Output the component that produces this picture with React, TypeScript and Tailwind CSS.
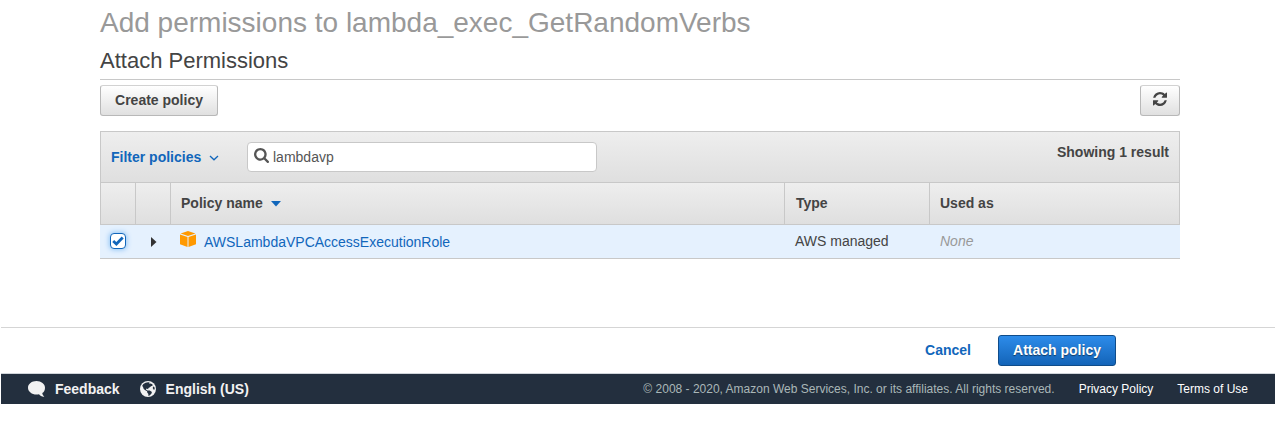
import React from "react";

function RefreshIcon() {
  return (
    <svg width="14" height="14" viewBox="0 128 1536 1536" preserveAspectRatio="none" fill="#444" className="block">
      <path d="M1511 1056q0 5-1 7-64 268-268 434.500t-478 166.500q-146 0-282.500-55t-243.500-157l-129 129q-19 19-45 19t-45-19-19-45v-448q0-26 19-45t45-19h448q26 0 45 19t19 45-19 45l-137 137q71 66 161 102t187 36q134 0 250-65t186-179q11-17 53-117 8-23 30-23h192q13 0 22.500 9.500t9.500 22.500zm25-800v448q0 26-19 45t-45 19h-448q-26 0-45-19t-19-45 19-45l138-138q-148-137-349-137-134 0-250 65t-186 179q-11 17-53 117-8 23-30 23h-199q-13 0-22.500-9.500t-9.500-22.500v-7q65-268 270-434.500t480-166.500q146 0 284 55.500t245 156.500l130-129q19-19 45-19t45 19 19 45z" />
    </svg>
  );
}

function SearchIcon() {
  return (
    <svg width="15" height="15" viewBox="64 128 1664 1664" fill="#555" className="block shrink-0">
      <path d="M1216 832q0-185-131.500-316.500t-316.500-131.500-316.500 131.500-131.500 316.500 131.500 316.500 316.500 131.500 316.500-131.500 131.500-316.500zm512 832q0 52-38 90t-90 38q-54 0-90-38l-343-342q-179 124-399 124-143 0-273.500-55.500t-225-150-150-225-55.500-273.500 55.500-273.500 150-225 225-150 273.500-55.500 273.500 55.500 225 150 150 225 55.500 273.500q0 220-124 399l343 343q37 37 37 90z" />
    </svg>
  );
}

function CubeIcon() {
  return (
    <svg width="16" height="16" viewBox="0 0 16 16" className="block shrink-0" fill="#f90">
      <path d="M8 0 15.400 2.500 8 4.900.6 2.500z" />
      <path d="M0 3.600 7.500 6V16L0 13.200z" />
      <path d="M16 3.600 8.500 6V16L16 13.200z" />
    </svg>
  );
}

function SpeechIcon() {
  return (
    <svg width="17" height="16" viewBox="0 0 17 16" fill="#f2f2f2" className="block">
      <path d="M8.500 0C13.200 0 17 3 17 6.700c0 2.500-1 4.200-2.700 5.400.1 1.400.8 2.600 2 3.600-2.200.2-4.100-.7-5.300-2.400-.8.200-1.600.2-2.500.2C3.800 13.500 0 10.500 0 6.700S3.800 0 8.500 0z" />
    </svg>
  );
}

function GlobeIcon() {
  return (
    <svg width="16" height="16" viewBox="0 0 16 16" className="block">
      <circle cx="8" cy="8" r="8" fill="#f2f2f2" />
      <path
        d="M2.200 4.800 3.400 3 5.600 1.700 8.200 1.200 9.600 1.600 9.200 2.800 10.600 2.400 12.400 3.300 12.600 4.700 11 5.200 9.500 6.600 8.400 7 8.200 8.200 6.600 7.600 5.900 8.500 7.400 9.500 9.800 9.600 11.900 10.900 11.500 12.400 9.600 14.600 8.200 14.800 8.400 13 7.200 11.600 7.100 10.300 5.300 9.200 3.700 8.100 3.100 6.300z"
        fill="#232f3e"
      />
      <path d="M13 5.600 14.400 5.900 14.800 8.200 13.700 8.800 12.800 7.300z" fill="#232f3e" />
    </svg>
  );
}

const HEAD = "border-r border-[#c8c8c8] flex items-center pb-[2px]";

export default function App() {
  return (
    <div className="h-[421px] w-[1275px] overflow-hidden bg-white font-['Liberation_Sans',Arial,sans-serif] text-[14px] leading-[20px] text-[#444]">
      <main className="ml-[100px] flex h-[327px] w-[1080px] flex-col">
        <h1 className="h-[43px] pt-[7px] text-[28px] leading-[32px] whitespace-nowrap text-[#999]">
          Add permissions to lambda_exec_GetRandomVerbs
        </h1>
        <h2 className="h-[37px] border-b border-[#c8c8c8] pt-[4px] text-[22px] leading-[28px]">
          Attach Permissions
        </h2>
        <div className="mt-[5px] flex justify-between">
          <button className="h-[31px] w-[118px] rounded-[3px] border border-[#b8b8b8] border-t-[#d2d2d2] bg-linear-to-b from-white to-[#e0e0e0] pb-px font-bold">
            Create policy
          </button>
          <button
            aria-label="Refresh"
            className="flex h-[31px] w-[40px] items-center justify-center rounded-[3px] border border-[#b8b8b8] border-t-[#d2d2d2] bg-linear-to-b from-white to-[#e0e0e0] pb-[3px]"
          >
            <RefreshIcon />
          </button>
        </div>

        <section className="mt-[15px]">
          <div className="flex h-[51px] border border-b-0 border-[#c8c8c8] bg-linear-to-b from-[#eee] to-[#dfdfdf]">
            <div className="flex w-[146px] items-center pl-[10px] font-bold text-[#1166bb]">
              Filter policies
              <svg width="10" height="6" viewBox="0 0 10 6" className="mt-[2px] ml-[8px]">
                <path d="M1 1 5 4.800 9 1" fill="none" stroke="#1166bb" strokeWidth="1.300" />
              </svg>
            </div>
            <div className="mt-[10px] flex h-[30px] w-[350px] items-center rounded-[4px] border border-[#c8c8c8] bg-white pl-[6px] text-[#555]">
              <div className="pb-[3px]">
                <SearchIcon />
              </div>
              <span className="ml-[4px]">lambdavp</span>
            </div>
            <div className="ml-auto pt-[10px] pr-[10px] font-bold">Showing 1 result</div>
          </div>
          <div className="flex h-[43px] border border-r-0 border-[#c8c8c8] bg-linear-to-b from-[#eee] to-[#dfdfdf] font-bold">
            <div className={`${HEAD} w-[35px]`} />
            <div className={`${HEAD} w-[35px]`} />
            <div className={`${HEAD} w-[614px] pl-[10px]`}>
              Policy name
              <svg width="10" height="6" viewBox="0 0 10 6" className="mt-[2px] ml-[8px]">
                <path d="M0 0H10L5 5.500z" fill="#1166bb" />
              </svg>
            </div>
            <div className={`${HEAD} w-[145px] pl-[11px]`}>Type</div>
            <div className={`${HEAD} w-[250px] pl-[10px]`}>Used as</div>
          </div>
          <div className="flex h-[34px] items-center border-b border-[#c8c8c8] bg-[#e5f1fe]">
            <div className="w-[50px] pb-[2px] pl-[10px]">
              <div className="flex size-[16px] items-center justify-center rounded-[4px] border border-[#1166bb] bg-white shadow-[0_0_5px_1px_#94c6f5]">
                <svg width="12" height="10" viewBox="0 0 12 10">
                  <path d="M1.200 5 4.400 8 10.700 1.500" fill="none" stroke="#1166bb" strokeWidth="2.800" />
                </svg>
              </div>
            </div>
            <div className="w-[30px]">
              <svg width="6" height="10" viewBox="0 0 6 10" className="mt-px ml-px block">
                <path d="M0 0 5.500 5 0 10z" fill="#333" />
              </svg>
            </div>
            <div className="flex w-[615px] items-center text-[#1166bb]">
              <div className="mr-[8px] pb-[5px]">
                <CubeIcon />
              </div>
              <span className="pt-px">AWSLambdaVPCAccessExecutionRole</span>
            </div>
            <div className="w-[145px] pb-px">AWS managed</div>
            <div className="pb-px text-[#999] italic">None</div>
          </div>
        </section>
      </main>

      <div className="ml-px flex h-[46px] items-center justify-end border-t border-[#d5d5d5] pr-[159px] font-bold">
        <a className="mr-[27px] pb-[2px] text-[#1166bb]">Cancel</a>
        <button className="h-[31px] w-[118px] rounded-[3px] border border-[#0f4c8a] bg-linear-to-b from-[#2d8cea] to-[#1364b8] pb-px text-white [text-shadow:0_1px_1px_rgba(0,0,0,0.5)]">
          Attach policy
        </button>
      </div>
      <footer className="ml-px flex h-[31px] items-center border-t border-[#d0d5da] bg-[#232f3e] text-[12px] text-white">
        <div className="flex items-center pl-[27px] text-[14px] font-bold text-[#f2f2f2]">
          <SpeechIcon />
          <span className="ml-[10px]">Feedback</span>
          <span className="ml-[20px]">
            <GlobeIcon />
          </span>
          <span className="ml-[10px]">English (US)</span>
        </div>
        <div className="ml-auto flex pr-[27px]">
          <span className="text-[#aab7b8]">
            © 2008 - 2020, Amazon Web Services, Inc. or its affiliates. All rights reserved.
          </span>
          <span className="ml-[24px]">Privacy Policy</span>
          <span className="ml-[24px]">Terms of Use</span>
        </div>
      </footer>
    </div>
  );
}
::::::::
→ Instruction
Emit the lines of the material exactly, from its first line to the line containing "import React from", inclusive; leave every picture out.

→ Reply to the task
Output the component that produces this picture with React, TypeScript and Tailwind CSS.
import React from "react";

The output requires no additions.